Norway, for the third consecutive Winter Games, dominated the medal table, with 41 medals and a record 18 gold medals. A third of those gold medals were provided by Johannes Hoesflot Klaebo, who pulled of a historic six-for-six gold medal sweep of his cross county ski races.
Klaebo’s six gold medals broke the record for most Olympic titles in a single Winter Games of five set by U.S. speed skater Eric Heiden at the 1980 Olympics in Lake Placid.
“It’s hard to compare people, but what Johannes does in his best days is the best that we’ve seen,” said Martin Loewstroem, Klaebo’s Norway teammate.
“What is the most impressive about him is how complete he is. He wins all parts of the (cross-country) programme. If you compare to athletics, there aren’t that many people who win 100m and 10,000m, and he competes races over two-and-a-half to three minutes, and (50km that takes) two hours.”
The U.S. finished second to Norway in both total medals (33) and gold medals (12) in its best showing at the Winter Olympics since the 1952 Games in Oslo. The dozen gold medals broke the U.S. record of 10 golds at the 2002 Olympics in Salt Lake City.
Team USA swept the ice hockey titles, the American men winning their first gold medal since the “Miracle On Ice” in 1980. Speed skater Jordan Stolz won a pair of gold medals and Liu became the first U.S. woman to win the figure skating gold medal in 24 years.

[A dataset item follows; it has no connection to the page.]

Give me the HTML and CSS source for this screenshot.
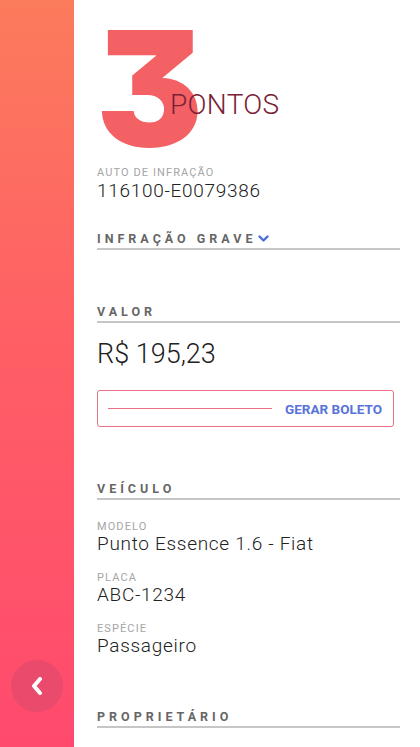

Four years ago, just days after the Beijing Olympics, Liu, then 16, retired from the sport, disillusioned, stunning the skating world. She returned in the summer of 2024, winning the 2025 World Championship just months later, and then lifting these Games as much with the joy she exuded in her program as her skating brilliance.
“This is the true Olympic spirit: competing, embracing, lifting each other up, whatever the result,” Coventry said Sunday, thanking the Games’ athletes. “You showed us what excellence, respect, and friendship look like in a world that sometimes forgets these values.”